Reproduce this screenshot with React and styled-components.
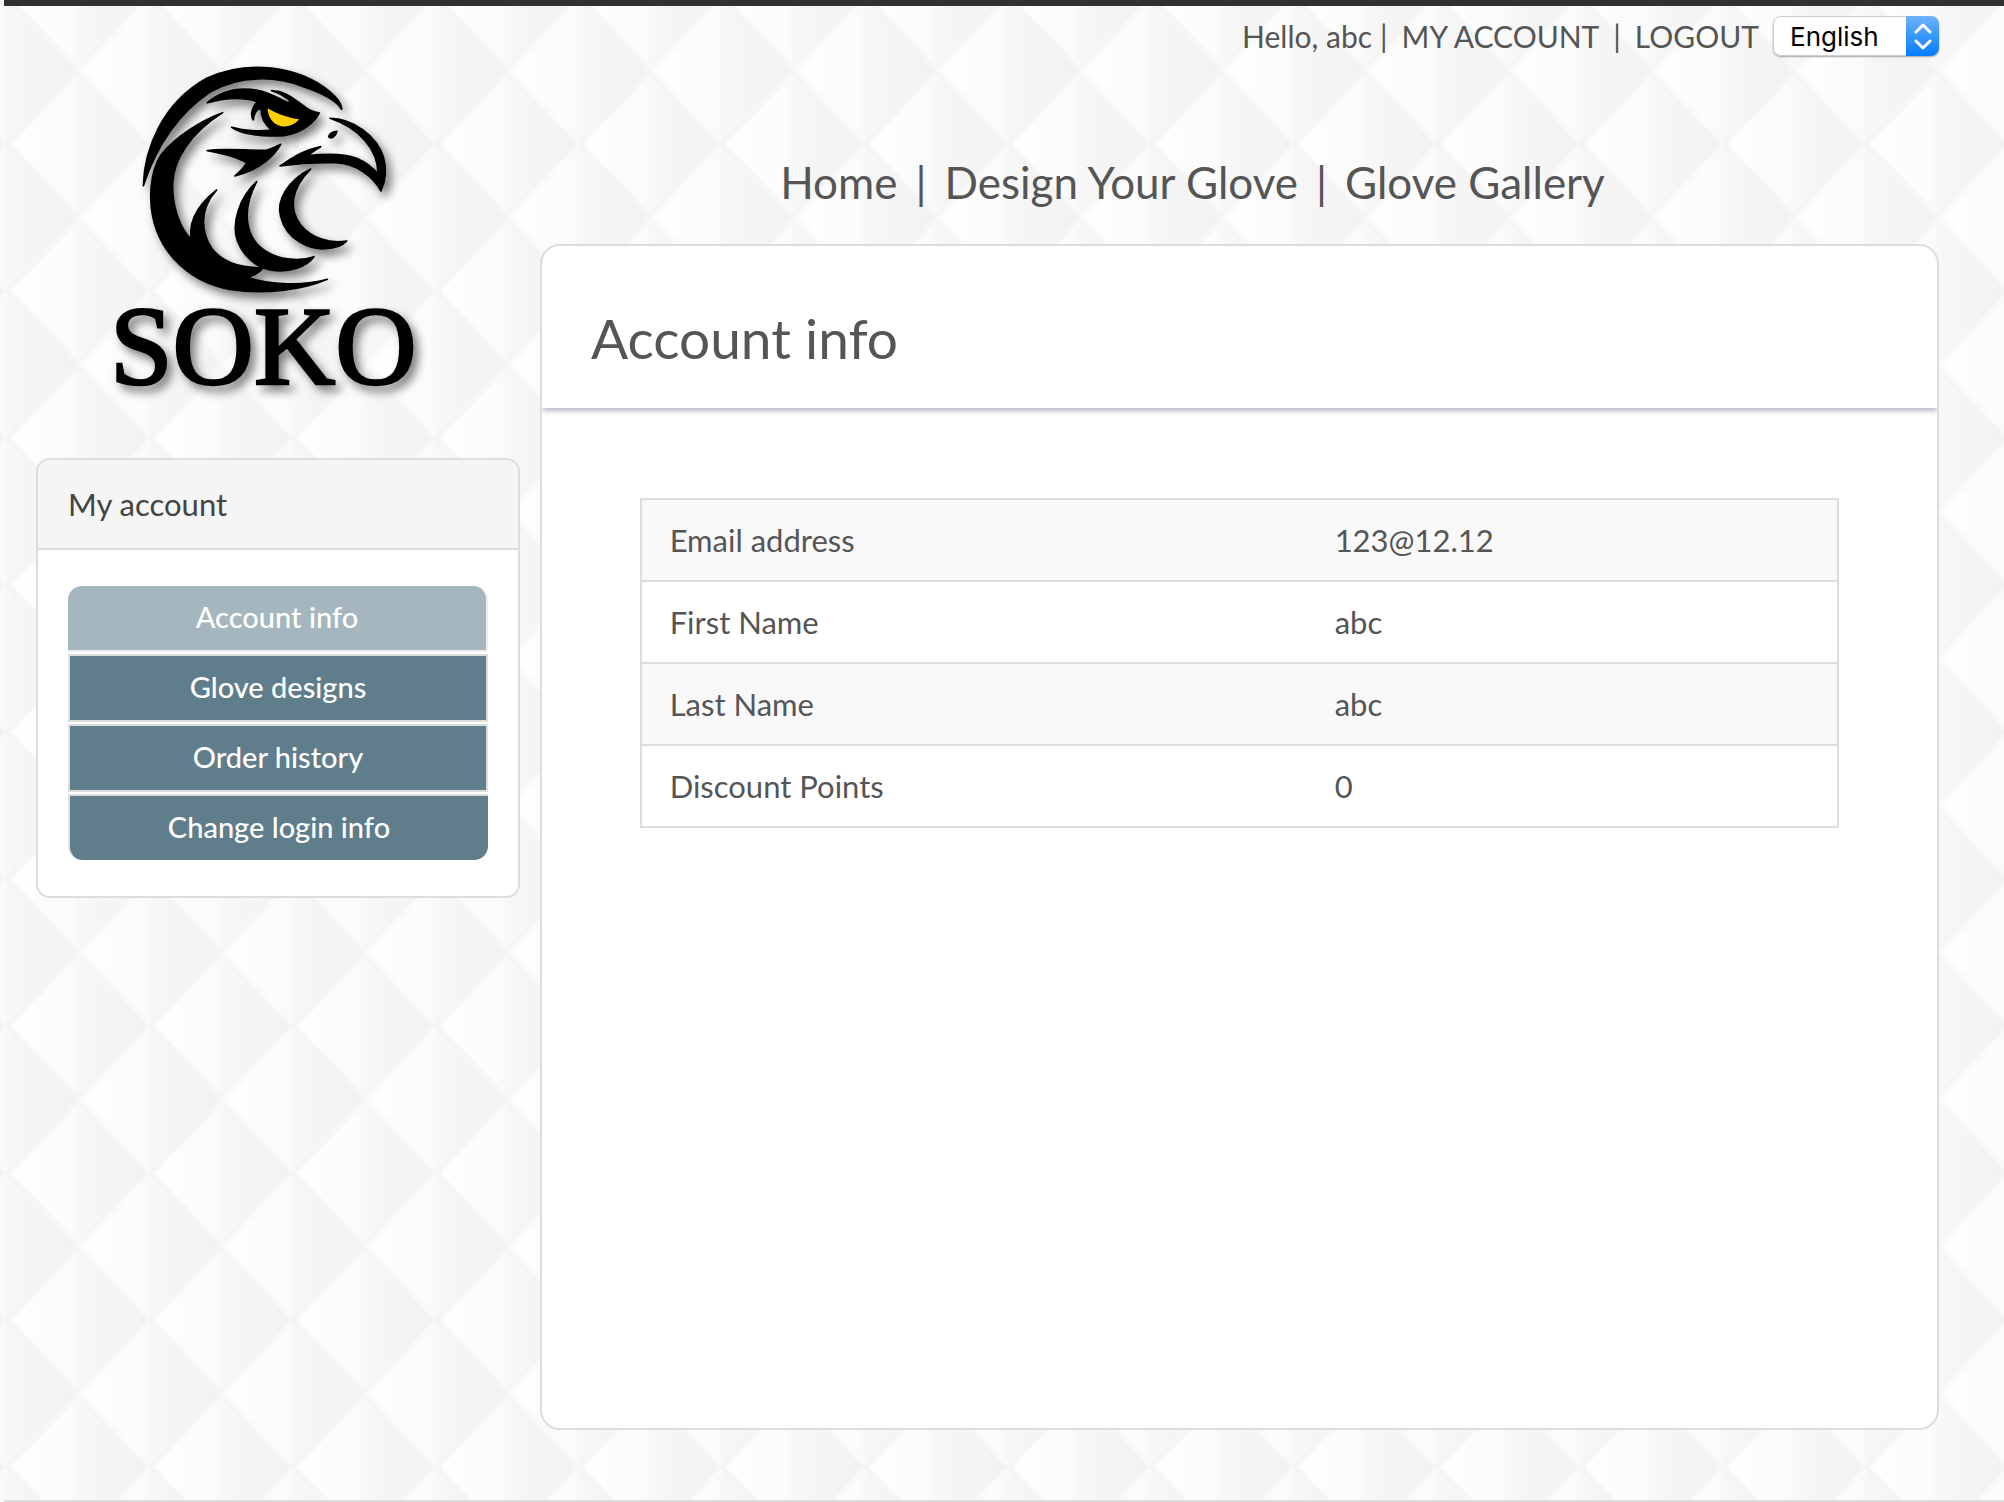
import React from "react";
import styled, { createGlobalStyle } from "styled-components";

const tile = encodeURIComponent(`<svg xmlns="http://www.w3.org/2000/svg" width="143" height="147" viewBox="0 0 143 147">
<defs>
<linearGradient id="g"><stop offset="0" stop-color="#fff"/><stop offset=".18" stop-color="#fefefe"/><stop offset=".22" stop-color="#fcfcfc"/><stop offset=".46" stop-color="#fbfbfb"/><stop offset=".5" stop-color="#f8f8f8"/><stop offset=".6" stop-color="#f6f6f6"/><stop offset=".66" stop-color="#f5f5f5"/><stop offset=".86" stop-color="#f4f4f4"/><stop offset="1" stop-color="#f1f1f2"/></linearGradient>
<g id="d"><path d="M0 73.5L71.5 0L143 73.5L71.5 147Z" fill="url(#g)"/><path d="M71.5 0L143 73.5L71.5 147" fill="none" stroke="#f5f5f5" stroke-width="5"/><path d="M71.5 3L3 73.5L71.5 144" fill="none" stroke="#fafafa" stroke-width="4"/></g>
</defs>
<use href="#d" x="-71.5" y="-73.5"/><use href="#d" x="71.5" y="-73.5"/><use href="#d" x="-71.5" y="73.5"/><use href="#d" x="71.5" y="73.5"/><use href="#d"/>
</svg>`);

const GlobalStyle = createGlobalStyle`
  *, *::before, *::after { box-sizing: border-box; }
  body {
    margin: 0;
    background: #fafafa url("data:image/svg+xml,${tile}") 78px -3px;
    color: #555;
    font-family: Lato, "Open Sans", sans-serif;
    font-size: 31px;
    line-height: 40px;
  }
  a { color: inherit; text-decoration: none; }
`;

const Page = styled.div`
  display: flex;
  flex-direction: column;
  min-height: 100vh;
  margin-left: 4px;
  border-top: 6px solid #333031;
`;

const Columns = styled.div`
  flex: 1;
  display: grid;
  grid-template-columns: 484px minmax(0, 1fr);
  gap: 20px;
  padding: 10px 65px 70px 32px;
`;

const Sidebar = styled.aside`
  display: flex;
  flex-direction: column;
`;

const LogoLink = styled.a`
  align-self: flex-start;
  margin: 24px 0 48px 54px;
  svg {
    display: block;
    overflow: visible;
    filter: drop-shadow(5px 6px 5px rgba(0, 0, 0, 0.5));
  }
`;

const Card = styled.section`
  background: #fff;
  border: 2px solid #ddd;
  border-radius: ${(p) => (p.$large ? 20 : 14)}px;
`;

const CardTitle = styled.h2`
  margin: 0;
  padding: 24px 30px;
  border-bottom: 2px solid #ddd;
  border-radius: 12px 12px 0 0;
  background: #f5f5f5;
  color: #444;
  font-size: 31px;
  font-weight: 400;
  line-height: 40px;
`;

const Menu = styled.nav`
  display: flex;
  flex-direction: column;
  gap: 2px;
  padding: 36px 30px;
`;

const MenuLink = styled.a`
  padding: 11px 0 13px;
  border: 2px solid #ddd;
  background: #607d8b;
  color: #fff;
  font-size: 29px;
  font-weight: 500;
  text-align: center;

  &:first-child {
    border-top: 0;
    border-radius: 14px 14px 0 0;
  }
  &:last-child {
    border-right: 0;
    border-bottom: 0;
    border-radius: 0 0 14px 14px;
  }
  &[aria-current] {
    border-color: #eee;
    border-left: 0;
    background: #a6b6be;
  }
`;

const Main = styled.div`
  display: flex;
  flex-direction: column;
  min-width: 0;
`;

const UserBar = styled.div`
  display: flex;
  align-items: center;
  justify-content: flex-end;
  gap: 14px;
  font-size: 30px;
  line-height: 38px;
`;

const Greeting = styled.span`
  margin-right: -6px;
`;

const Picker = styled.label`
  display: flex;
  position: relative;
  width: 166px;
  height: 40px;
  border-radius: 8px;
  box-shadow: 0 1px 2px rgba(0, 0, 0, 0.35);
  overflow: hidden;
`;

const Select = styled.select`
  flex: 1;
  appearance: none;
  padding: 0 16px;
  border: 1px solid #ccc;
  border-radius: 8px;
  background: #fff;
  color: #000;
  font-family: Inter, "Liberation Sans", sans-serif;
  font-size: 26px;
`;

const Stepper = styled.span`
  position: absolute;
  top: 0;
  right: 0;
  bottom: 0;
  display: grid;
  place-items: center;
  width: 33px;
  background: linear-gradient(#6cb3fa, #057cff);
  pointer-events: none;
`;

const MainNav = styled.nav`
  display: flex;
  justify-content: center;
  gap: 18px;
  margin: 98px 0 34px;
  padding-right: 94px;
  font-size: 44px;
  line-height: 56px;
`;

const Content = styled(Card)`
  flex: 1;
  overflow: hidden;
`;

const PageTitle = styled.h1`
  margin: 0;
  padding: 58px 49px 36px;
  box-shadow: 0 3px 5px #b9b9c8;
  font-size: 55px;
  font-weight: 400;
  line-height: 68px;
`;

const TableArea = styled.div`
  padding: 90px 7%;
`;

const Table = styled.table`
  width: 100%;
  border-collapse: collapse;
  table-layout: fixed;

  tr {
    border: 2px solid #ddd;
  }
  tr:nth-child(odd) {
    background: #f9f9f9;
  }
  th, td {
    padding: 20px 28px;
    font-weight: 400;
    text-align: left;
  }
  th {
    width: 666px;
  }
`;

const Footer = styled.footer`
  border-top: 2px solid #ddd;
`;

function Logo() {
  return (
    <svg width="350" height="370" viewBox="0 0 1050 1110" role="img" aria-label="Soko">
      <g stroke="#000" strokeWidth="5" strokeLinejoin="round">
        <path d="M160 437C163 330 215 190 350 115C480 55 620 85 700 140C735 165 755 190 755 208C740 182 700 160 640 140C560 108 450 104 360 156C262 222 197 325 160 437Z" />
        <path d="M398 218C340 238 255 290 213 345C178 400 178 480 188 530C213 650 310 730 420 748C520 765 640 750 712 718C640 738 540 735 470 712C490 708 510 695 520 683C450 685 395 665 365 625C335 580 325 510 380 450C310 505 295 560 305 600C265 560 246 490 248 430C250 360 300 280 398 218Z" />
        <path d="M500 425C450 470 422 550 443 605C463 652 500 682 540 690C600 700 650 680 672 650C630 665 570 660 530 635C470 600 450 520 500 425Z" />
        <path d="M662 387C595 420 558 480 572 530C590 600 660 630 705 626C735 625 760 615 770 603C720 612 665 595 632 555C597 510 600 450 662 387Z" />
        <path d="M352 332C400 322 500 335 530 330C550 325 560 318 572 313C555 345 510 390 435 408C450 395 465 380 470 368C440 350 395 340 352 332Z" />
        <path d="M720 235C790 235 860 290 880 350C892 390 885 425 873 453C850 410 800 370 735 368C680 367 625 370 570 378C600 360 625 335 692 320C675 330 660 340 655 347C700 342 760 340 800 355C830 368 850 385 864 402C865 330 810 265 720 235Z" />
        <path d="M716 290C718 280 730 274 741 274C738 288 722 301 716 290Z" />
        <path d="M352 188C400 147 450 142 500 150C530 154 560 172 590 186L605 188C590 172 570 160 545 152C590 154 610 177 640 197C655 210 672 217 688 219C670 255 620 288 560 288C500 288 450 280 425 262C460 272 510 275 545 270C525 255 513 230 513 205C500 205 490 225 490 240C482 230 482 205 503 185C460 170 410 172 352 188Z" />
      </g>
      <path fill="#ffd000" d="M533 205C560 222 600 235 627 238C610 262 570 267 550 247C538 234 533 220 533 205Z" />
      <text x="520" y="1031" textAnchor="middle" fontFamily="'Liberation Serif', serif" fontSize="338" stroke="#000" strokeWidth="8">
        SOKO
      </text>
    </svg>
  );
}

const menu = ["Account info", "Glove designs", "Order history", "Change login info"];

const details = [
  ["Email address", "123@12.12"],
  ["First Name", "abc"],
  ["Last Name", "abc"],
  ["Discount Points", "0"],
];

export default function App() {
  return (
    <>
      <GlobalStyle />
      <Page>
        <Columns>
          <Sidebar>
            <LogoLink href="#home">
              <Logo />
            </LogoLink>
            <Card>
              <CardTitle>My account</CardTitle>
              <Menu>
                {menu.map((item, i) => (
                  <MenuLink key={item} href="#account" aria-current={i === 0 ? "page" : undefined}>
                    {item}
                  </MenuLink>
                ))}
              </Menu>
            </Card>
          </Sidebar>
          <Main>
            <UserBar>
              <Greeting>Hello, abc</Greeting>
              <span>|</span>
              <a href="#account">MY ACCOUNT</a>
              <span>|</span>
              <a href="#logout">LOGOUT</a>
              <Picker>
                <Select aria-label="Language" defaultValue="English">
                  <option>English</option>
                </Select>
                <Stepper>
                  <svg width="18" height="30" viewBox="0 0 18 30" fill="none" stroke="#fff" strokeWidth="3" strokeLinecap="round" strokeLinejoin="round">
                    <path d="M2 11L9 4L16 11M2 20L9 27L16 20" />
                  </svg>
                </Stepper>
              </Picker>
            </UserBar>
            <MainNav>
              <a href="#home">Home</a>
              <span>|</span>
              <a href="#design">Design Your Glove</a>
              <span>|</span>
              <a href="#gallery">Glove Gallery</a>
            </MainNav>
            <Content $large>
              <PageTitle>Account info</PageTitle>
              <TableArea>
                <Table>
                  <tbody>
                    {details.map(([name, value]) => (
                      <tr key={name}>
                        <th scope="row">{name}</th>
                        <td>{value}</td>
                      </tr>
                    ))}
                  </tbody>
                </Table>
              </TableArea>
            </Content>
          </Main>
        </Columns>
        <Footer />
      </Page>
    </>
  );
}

·····

• WHAT THE EXERCISE ASKS
Reproduce each line of the material containing the word "components".

• TASK OUTPUT
Reproduce this screenshot with React and styled-components.
import styled, { createGlobalStyle } from "styled-components";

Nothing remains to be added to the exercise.